For high-stakes environments research, finance, legal analysis that delay may be acceptable.
But for real-time conversational systems, the added latency could become noticeable.
This suggests that systems like Mira may work best as backend validation layers rather than front-end conversational tools.
They sit between generation and action.
The Importance of Diversity
While testing the system, one thought kept coming back: consensus only works if the participants are genuinely independent.
If every verifier model shares the same architecture or training data, they may agree with each other for the wrong reasons.
Agreement alone doesn’t guarantee correctness.
Diversity across models different training data, architectures, and approaches is what makes consensus meaningful.
Without that diversity, the network risks amplifying shared blind spots instead of correcting them.
A Different Way to Think About AI Reliability
What Mira is experimenting with feels less like improving AI intelligence and more like improving AI accountability.
Instead of building a single model that must always be correct, it assumes mistakes will happen and builds a mechanism to detect them.
That’s a subtle but important shift.
AI becomes less like an oracle and more like one voice in a larger discussion.
My Take
After spending more time observing how the system behaves, my view hasn’t changed dramatically, but it has become clearer.

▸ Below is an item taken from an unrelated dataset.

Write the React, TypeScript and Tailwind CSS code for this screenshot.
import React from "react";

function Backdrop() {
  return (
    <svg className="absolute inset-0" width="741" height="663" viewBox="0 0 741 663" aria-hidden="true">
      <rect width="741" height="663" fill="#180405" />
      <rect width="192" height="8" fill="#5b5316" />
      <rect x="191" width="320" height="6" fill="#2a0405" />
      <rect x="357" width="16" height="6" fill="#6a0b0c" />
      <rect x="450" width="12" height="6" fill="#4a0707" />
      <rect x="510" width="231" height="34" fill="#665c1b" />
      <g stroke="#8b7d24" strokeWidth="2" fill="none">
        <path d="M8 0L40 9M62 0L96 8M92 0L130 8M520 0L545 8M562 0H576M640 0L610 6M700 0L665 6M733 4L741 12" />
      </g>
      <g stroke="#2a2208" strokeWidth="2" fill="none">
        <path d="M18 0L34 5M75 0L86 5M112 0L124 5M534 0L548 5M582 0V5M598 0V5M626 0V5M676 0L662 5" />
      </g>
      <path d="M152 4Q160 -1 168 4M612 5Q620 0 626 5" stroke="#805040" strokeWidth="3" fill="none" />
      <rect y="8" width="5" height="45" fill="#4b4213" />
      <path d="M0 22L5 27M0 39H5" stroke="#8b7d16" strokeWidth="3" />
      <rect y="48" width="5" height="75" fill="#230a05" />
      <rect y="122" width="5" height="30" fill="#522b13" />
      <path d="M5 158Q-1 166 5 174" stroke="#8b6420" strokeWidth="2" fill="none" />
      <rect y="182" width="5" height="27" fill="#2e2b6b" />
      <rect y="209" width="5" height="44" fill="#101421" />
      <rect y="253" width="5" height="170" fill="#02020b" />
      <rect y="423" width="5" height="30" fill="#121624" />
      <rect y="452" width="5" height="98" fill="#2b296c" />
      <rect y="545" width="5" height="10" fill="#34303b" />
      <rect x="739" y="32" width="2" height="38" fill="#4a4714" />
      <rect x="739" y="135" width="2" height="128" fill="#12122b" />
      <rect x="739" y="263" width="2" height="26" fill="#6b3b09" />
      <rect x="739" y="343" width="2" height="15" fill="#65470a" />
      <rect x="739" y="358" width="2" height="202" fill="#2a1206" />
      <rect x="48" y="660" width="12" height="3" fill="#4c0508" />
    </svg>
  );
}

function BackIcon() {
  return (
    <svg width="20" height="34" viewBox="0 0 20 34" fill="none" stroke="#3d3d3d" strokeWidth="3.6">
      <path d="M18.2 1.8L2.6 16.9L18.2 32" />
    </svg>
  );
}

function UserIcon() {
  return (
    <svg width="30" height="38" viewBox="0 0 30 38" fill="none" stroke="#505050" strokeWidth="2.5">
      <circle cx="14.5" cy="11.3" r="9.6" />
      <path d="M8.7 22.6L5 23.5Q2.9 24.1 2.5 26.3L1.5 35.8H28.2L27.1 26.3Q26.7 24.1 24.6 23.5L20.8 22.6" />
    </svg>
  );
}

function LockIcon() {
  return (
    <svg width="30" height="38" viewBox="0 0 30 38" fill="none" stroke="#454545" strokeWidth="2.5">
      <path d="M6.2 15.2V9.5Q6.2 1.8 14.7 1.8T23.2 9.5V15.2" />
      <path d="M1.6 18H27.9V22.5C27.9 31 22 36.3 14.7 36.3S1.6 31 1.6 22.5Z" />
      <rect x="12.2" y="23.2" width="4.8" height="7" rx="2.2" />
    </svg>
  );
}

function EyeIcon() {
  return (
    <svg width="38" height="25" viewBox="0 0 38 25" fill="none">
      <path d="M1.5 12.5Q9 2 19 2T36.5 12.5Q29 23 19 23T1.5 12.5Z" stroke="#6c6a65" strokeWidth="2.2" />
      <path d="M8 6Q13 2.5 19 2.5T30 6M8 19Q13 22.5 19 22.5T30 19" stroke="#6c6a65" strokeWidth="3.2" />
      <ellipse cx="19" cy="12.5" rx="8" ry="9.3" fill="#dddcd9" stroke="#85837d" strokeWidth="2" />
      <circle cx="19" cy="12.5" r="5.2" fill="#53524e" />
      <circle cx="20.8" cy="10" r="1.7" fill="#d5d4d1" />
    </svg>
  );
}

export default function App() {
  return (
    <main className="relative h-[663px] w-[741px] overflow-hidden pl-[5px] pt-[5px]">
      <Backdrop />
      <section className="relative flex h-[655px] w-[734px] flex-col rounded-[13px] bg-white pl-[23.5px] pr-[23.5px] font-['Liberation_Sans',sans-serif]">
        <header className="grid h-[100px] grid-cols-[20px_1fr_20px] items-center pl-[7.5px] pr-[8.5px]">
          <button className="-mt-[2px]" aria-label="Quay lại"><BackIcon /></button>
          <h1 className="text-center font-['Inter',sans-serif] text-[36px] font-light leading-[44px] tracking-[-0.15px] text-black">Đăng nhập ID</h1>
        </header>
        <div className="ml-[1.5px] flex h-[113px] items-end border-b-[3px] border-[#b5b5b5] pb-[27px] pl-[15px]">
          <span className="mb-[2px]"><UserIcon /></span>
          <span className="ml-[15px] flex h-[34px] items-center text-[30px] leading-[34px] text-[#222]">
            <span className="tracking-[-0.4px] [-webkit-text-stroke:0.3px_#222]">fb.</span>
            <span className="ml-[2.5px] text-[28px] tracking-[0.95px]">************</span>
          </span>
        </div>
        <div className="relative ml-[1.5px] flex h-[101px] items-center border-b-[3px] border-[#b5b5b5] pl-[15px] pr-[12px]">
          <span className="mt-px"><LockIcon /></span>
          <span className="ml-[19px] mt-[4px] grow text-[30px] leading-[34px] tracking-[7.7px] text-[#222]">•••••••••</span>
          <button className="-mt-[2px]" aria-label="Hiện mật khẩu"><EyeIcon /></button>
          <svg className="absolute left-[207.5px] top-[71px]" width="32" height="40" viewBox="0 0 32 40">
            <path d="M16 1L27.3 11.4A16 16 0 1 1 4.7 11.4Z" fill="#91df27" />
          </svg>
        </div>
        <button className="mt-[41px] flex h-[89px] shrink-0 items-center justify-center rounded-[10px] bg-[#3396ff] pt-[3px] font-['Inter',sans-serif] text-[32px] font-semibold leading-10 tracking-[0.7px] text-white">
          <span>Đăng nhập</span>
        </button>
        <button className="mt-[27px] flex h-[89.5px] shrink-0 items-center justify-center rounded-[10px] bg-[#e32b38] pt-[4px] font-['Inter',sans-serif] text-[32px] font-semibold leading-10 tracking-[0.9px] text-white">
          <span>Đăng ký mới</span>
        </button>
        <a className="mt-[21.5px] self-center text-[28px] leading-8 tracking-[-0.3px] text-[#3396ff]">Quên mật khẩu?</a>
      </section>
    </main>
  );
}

Mira isn’t trying to solve intelligence. It’s trying to solve trust.
Those are very different problems.
The system introduces new trade-offs: additional complexity, latency, and dependence on the health of the network. But those costs might be reasonable if the goal is to make AI outputs safer to rely on.
Ultimately the idea behind Mira raises a simple question.
When an AI gives you an answer, should you trust its confidence? Or should you trust the agreement of multiple independent systems evaluating the same claim?
For now, that question feels like one of the more practical directions the AI conversation can take.